Dataset records:

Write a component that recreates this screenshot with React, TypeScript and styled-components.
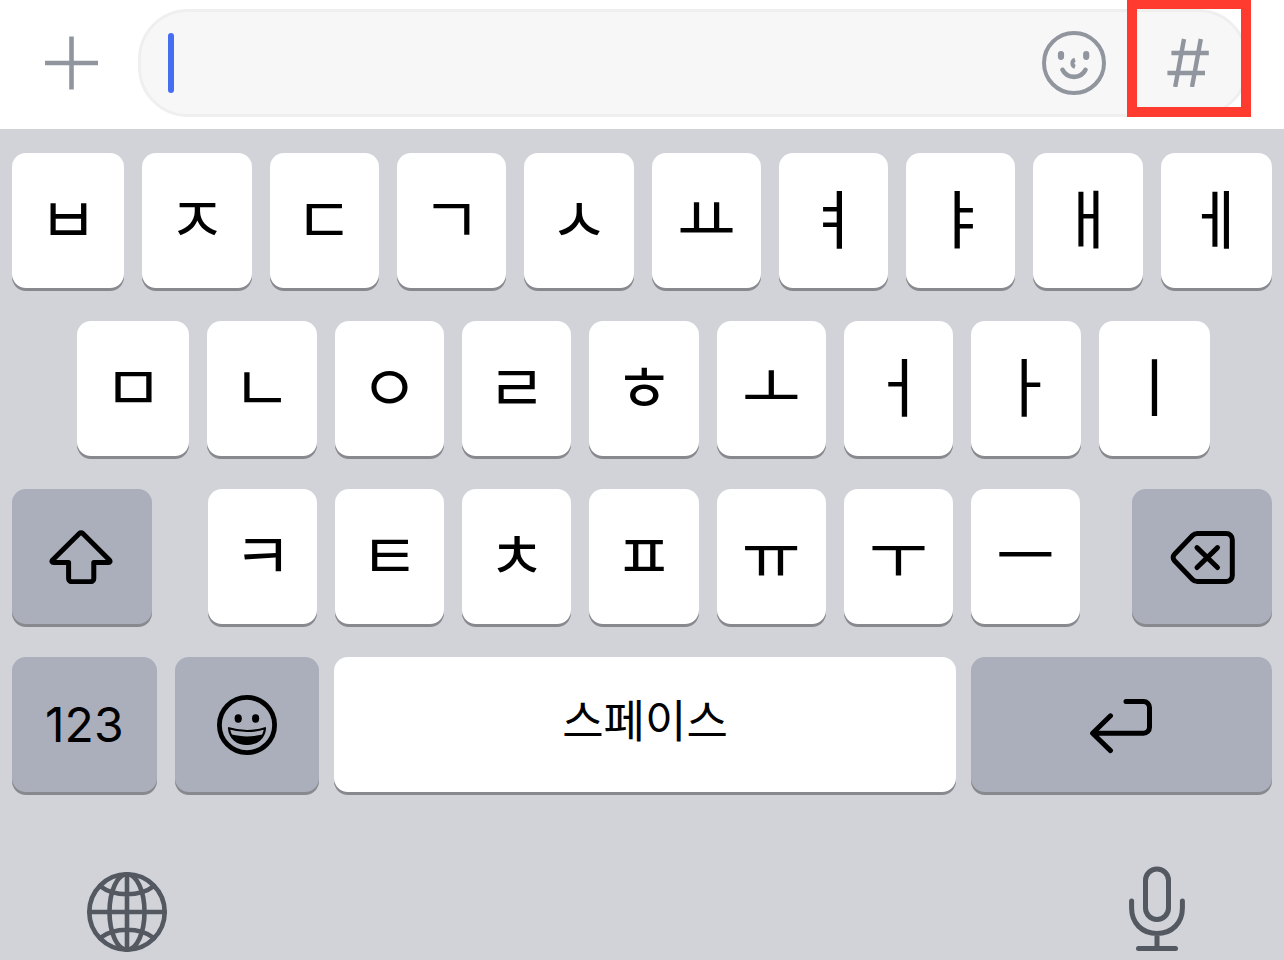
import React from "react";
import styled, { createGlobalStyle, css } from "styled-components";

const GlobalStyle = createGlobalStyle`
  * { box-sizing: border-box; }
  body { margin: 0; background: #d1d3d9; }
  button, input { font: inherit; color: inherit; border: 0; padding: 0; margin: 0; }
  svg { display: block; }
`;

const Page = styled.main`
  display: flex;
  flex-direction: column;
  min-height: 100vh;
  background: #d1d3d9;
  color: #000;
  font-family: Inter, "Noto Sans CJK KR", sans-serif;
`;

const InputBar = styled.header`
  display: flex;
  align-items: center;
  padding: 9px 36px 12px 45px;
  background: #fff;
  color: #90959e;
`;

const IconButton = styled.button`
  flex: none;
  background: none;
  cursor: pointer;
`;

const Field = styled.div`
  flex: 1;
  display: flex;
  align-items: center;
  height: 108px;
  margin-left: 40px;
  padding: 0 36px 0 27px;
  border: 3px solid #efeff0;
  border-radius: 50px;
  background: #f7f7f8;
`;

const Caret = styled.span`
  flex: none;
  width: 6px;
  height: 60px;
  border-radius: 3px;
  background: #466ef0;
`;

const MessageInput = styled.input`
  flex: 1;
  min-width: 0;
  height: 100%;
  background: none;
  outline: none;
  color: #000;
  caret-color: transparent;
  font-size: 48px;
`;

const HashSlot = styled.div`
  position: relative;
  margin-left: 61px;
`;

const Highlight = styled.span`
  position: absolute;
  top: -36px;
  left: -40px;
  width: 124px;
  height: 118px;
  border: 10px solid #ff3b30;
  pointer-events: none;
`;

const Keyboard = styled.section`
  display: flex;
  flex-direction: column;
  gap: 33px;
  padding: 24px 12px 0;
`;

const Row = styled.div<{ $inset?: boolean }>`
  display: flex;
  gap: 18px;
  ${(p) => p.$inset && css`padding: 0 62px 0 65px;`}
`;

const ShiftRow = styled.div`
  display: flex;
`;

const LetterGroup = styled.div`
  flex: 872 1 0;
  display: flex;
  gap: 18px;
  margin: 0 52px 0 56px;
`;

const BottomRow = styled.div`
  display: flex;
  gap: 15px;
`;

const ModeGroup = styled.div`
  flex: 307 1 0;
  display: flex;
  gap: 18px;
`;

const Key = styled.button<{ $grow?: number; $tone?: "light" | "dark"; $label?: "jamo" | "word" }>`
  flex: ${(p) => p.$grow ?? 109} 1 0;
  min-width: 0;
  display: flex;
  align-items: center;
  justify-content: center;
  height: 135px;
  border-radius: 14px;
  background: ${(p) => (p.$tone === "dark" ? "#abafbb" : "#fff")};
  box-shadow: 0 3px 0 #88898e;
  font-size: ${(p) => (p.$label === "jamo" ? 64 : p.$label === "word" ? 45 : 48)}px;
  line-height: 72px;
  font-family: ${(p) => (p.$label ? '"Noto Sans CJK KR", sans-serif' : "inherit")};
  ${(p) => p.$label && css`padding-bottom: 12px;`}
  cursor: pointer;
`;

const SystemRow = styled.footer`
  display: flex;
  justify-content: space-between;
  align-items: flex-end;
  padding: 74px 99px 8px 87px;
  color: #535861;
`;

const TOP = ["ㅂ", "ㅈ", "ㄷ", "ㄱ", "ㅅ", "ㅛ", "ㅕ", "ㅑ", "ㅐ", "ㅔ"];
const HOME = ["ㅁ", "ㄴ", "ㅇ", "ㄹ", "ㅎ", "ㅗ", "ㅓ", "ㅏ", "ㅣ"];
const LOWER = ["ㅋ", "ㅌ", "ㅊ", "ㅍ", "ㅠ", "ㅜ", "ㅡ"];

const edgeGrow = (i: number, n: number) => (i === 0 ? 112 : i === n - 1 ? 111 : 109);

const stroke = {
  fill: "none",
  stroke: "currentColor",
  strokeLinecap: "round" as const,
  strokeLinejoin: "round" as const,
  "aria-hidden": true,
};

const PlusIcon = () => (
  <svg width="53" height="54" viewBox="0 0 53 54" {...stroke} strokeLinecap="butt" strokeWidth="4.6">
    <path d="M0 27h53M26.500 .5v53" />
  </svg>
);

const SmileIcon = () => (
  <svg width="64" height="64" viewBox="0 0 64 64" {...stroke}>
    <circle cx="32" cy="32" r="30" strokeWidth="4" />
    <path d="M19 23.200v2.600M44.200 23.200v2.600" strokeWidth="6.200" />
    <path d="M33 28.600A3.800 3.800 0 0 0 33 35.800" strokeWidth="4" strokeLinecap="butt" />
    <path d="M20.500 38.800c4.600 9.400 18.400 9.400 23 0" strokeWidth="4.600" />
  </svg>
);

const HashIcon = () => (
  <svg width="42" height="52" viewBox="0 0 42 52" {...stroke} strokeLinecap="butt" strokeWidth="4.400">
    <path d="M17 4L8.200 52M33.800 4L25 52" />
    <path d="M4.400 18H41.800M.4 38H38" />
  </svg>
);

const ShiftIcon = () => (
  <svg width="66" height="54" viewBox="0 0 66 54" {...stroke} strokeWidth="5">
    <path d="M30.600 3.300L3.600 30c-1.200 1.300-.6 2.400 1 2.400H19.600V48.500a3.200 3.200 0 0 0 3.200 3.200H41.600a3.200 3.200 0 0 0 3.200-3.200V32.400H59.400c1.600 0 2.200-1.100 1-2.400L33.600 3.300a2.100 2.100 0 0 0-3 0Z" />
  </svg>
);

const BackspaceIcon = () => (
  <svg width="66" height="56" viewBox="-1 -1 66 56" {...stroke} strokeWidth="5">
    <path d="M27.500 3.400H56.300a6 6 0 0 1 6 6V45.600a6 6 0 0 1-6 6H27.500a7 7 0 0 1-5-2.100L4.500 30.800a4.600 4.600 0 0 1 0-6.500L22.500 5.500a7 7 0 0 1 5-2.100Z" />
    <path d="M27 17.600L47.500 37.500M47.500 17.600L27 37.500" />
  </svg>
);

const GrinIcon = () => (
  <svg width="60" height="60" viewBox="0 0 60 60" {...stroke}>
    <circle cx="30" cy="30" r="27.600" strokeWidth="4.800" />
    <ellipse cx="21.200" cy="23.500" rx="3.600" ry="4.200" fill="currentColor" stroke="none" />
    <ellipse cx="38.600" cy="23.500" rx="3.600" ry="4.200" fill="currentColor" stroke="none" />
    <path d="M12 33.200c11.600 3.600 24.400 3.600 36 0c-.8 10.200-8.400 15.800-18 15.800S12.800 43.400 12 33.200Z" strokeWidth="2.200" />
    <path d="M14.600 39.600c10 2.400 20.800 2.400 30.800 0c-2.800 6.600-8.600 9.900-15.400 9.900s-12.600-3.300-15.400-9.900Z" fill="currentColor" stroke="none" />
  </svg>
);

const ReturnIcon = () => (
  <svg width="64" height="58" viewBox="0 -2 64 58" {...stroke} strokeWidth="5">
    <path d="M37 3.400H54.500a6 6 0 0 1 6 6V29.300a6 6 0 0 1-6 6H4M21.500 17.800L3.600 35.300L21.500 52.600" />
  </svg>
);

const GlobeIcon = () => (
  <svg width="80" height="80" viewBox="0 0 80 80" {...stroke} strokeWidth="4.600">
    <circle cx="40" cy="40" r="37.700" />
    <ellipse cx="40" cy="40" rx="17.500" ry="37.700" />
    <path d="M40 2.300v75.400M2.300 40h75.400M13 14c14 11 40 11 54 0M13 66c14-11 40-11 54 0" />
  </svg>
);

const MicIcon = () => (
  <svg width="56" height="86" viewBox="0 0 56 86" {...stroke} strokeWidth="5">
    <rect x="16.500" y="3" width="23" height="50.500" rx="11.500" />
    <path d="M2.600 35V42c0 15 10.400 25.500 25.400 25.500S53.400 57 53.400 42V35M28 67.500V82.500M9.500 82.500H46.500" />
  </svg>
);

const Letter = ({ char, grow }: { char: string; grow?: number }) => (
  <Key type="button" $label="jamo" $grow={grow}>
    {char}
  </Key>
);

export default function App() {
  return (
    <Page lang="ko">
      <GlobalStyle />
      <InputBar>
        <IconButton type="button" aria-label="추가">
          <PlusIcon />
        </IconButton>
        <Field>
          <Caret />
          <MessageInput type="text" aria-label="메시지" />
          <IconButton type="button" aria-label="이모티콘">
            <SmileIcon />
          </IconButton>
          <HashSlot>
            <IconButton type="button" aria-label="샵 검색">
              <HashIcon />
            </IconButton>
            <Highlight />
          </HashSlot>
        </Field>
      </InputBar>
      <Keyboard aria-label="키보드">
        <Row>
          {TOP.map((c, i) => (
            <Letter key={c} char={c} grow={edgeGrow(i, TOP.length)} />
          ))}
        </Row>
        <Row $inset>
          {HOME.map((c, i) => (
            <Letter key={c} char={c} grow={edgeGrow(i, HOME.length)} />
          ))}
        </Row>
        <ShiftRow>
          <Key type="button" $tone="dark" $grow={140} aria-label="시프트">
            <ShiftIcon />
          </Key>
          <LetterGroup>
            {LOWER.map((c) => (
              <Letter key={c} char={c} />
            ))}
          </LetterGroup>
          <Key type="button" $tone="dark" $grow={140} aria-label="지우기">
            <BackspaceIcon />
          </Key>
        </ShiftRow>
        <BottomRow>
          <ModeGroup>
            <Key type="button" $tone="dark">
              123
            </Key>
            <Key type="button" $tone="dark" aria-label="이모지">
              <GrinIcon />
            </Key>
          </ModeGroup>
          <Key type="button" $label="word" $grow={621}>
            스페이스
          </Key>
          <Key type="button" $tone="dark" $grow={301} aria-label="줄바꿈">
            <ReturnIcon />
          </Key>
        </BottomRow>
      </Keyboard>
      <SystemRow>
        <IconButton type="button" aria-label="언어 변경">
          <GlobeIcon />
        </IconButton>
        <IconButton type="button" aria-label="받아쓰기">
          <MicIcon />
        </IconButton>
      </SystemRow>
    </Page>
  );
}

...

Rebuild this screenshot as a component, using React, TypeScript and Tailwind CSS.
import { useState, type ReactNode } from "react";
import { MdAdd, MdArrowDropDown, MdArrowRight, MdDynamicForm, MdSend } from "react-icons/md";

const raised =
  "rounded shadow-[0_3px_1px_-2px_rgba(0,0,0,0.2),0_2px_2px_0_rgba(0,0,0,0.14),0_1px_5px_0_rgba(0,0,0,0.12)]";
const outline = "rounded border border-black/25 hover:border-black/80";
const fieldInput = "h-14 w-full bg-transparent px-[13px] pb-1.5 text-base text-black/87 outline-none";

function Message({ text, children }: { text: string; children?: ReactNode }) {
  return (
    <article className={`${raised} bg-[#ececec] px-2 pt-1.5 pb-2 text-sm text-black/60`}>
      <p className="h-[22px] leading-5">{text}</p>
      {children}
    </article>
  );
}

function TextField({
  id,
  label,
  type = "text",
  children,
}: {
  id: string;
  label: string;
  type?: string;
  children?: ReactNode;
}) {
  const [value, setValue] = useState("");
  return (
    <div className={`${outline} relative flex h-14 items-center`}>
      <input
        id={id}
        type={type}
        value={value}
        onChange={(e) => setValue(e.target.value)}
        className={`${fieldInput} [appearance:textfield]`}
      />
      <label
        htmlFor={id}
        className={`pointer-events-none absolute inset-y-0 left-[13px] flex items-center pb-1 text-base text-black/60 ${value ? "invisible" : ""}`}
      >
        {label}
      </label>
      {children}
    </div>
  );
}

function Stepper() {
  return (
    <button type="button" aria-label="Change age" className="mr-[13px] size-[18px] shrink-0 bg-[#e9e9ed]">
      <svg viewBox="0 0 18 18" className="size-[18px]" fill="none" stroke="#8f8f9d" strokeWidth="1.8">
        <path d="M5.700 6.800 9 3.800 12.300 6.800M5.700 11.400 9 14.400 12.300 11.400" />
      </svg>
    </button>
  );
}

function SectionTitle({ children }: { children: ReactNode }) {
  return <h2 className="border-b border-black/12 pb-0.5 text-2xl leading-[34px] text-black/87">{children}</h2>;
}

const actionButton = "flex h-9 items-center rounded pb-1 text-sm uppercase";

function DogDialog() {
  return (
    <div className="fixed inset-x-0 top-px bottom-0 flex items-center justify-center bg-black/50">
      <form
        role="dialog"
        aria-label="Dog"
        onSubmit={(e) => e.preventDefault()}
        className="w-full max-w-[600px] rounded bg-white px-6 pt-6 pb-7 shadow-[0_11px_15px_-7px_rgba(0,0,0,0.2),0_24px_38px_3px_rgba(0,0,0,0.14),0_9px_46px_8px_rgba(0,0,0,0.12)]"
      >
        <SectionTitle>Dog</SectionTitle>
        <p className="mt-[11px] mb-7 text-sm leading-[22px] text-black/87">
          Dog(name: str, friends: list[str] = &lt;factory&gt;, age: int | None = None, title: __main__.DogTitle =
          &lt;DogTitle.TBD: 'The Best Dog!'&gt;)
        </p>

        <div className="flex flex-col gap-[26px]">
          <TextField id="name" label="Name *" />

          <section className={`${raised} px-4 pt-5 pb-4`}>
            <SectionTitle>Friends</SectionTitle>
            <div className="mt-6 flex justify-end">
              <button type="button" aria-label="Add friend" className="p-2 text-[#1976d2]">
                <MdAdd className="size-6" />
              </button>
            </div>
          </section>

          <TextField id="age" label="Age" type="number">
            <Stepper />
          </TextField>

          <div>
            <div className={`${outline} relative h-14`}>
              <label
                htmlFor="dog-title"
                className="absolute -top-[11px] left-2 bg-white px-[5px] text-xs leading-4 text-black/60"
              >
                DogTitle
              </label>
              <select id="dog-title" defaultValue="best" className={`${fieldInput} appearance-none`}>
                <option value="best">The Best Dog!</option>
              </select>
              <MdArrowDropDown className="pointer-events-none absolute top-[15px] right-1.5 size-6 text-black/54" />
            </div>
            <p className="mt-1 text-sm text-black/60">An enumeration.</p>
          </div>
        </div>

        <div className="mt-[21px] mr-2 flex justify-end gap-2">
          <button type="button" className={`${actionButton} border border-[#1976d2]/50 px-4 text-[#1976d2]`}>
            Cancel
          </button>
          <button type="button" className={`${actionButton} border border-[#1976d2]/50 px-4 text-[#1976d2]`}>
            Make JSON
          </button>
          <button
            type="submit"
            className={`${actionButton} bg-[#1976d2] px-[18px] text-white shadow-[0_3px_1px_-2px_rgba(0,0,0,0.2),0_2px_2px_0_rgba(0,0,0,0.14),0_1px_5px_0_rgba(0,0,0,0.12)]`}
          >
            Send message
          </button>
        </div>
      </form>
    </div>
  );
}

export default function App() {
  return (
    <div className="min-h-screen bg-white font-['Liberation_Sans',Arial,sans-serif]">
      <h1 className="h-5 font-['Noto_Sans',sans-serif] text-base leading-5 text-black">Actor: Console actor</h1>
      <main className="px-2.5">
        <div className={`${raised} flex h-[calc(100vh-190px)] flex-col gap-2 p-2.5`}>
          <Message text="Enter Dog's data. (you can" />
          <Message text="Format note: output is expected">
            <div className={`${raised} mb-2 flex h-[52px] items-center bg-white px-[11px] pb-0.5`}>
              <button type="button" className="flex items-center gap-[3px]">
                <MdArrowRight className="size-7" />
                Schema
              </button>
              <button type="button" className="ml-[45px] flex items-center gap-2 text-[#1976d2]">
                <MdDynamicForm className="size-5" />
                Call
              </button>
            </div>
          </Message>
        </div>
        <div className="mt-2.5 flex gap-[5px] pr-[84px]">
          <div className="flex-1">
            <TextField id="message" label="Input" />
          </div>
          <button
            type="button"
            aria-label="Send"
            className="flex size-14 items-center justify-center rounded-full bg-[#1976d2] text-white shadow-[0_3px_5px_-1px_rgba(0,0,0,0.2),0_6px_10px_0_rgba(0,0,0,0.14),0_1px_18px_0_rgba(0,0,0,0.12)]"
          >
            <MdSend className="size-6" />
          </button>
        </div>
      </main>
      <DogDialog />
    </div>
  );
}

What is asked:
With the first line being the one containing "Rebuild this screenshot" and the last line the one containing "h-9 items-center rounded", transcribe exactly the lines above that fall in that range.

Answer to this exercise:
Rebuild this screenshot as a component, using React, TypeScript and Tailwind CSS.
import { useState, type ReactNode } from "react";
import { MdAdd, MdArrowDropDown, MdArrowRight, MdDynamicForm, MdSend } from "react-icons/md";

const raised =
  "rounded shadow-[0_3px_1px_-2px_rgba(0,0,0,0.2),0_2px_2px_0_rgba(0,0,0,0.14),0_1px_5px_0_rgba(0,0,0,0.12)]";
const outline = "rounded border border-black/25 hover:border-black/80";
const fieldInput = "h-14 w-full bg-transparent px-[13px] pb-1.5 text-base text-black/87 outline-none";

function Message({ text, children }: { text: string; children?: ReactNode }) {
  return (
    <article className={`${raised} bg-[#ececec] px-2 pt-1.5 pb-2 text-sm text-black/60`}>
      <p className="h-[22px] leading-5">{text}</p>
      {children}
    </article>
  );
}

function TextField({
  id,
  label,
  type = "text",
  children,
}: {
  id: string;
  label: string;
  type?: string;
  children?: ReactNode;
}) {
  const [value, setValue] = useState("");
  return (
    <div className={`${outline} relative flex h-14 items-center`}>
      <input
        id={id}
        type={type}
        value={value}
        onChange={(e) => setValue(e.target.value)}
        className={`${fieldInput} [appearance:textfield]`}
      />
      <label
        htmlFor={id}
        className={`pointer-events-none absolute inset-y-0 left-[13px] flex items-center pb-1 text-base text-black/60 ${value ? "invisible" : ""}`}
      >
        {label}
      </label>
      {children}
    </div>
  );
}

function Stepper() {
  return (
    <button type="button" aria-label="Change age" className="mr-[13px] size-[18px] shrink-0 bg-[#e9e9ed]">
      <svg viewBox="0 0 18 18" className="size-[18px]" fill="none" stroke="#8f8f9d" strokeWidth="1.8">
        <path d="M5.700 6.800 9 3.800 12.300 6.800M5.700 11.400 9 14.400 12.300 11.400" />
      </svg>
    </button>
  );
}

function SectionTitle({ children }: { children: ReactNode }) {
  return <h2 className="border-b border-black/12 pb-0.5 text-2xl leading-[34px] text-black/87">{children}</h2>;
}

const actionButton = "flex h-9 items-center rounded pb-1 text-sm uppercase";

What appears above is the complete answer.